The Interzone used to be a really fiercely fought-out event with most of the best names in the country battling it out alongside some talented newcomers in the lower classes. These days it seems like quite a few handlers either don’t trial or use the trials as a training opportunity, perhaps because they have so many runs at DAC already that they don’t really want another one.
And then there’s prizegiving, which now takes well over an hour, with the applause getting less and less enthusiastic as it drags on. I look at some other sports where the prizes are presented over dinner in the evening and wish we could have something like that – but given the sheer number of prizes the food would be getting pretty cold by the time they’d all been dished out. 5756 entries at NZDAC this year means 575 prizes to give out – if each one takes 30 seconds that is 4h45m of prizegiving time!
Possible solutions
- Reimagine the format of the event. Fewer rings or fewer runs means more time for hanging out and socialising.
- Bring the social stuff to the show venue. The best social I can remember going to lately was a pub quiz under a marquee at the venue, at Cambridge in 2017 maybe? The dressup aspect was a bit lacking but I got to move round the tables and catch up with people, plus my team won the quiz. I think Zone 5 did well at Cromwell in 2019 too, using a function room at the venue to host the dinner, although as show sec the 5am starts caught up on me and I didn’t last the distance.
- Encourage mixing and mingling during the day. I liked the tables set up near the food trucks at the Rakaia in 2016, and they encouraged people to sit and eat together with others they didn’t know or hadn’t seen in a while, rather than scurrying back to their day tents with their food. Spot prizes could also be a way to encourage more mixing and mingling, e.g. “find somebody whose dog shares your birthday”, “find somebody who used to live in your zone but doesn’t any more”.
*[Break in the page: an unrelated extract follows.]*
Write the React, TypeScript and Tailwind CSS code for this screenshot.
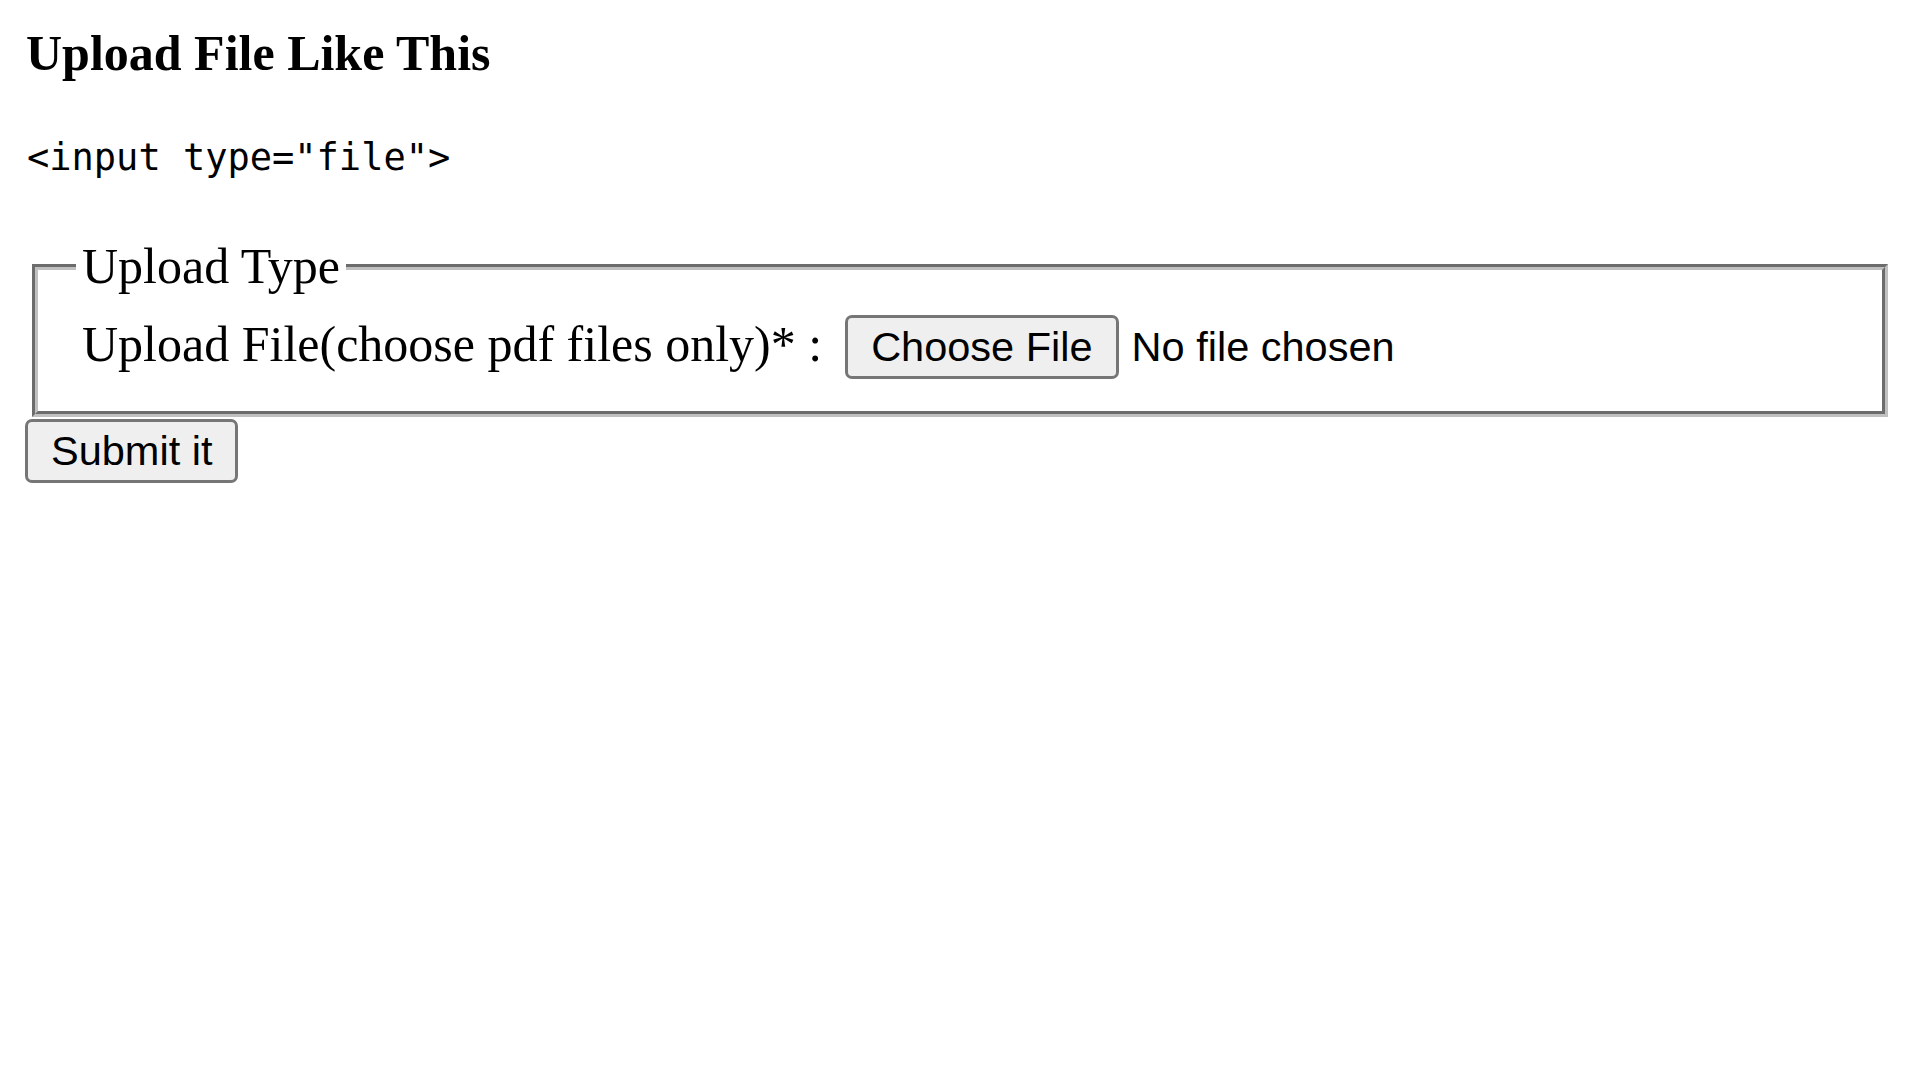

- Revert the interzone to the geographic zones only. Being on a zone team is a great chance of a newcomer to share an experience alongside some of their idols, pick up a few training tips from them, and feel like an important part of their local agility community. JDT camp is a huge opportunity each year to bring all the junior handlers together and build connections in that community. I think the interzone should be about local ties, and about young handlers feel part of their local agility scene, not setting them apart from it.
- Let zones choose their own methods to select teams. I was opposed to the standardisation of team trials when it happened back in 2011, because I felt that different zones had already found different methods that worked well for them, so why mess with it? For Zone 5 (which is pretty spread out) I feel it was better to consider results from regular shows rather than holding a dedicated weekend of trials that requires another weekend of travel – and it might make me more likely to trial, if I had a dog that was up to standard.
- Reduce the number of prizes on offer. I suspect this is not going to a popular idea, but hear me out. I think it’s great to have lots of prizes on offer at local shows so that most people have a chance of winning one now and again, and there’s nothing like a ribbon to get a newbie hooked on the sport. But at a national event there needs to be a balance between encouraging participation and rewarding truly exceptional performance – and at a national event that has grown to the point where prizegivings take over an hour a day, I don’t think that balance is quite right.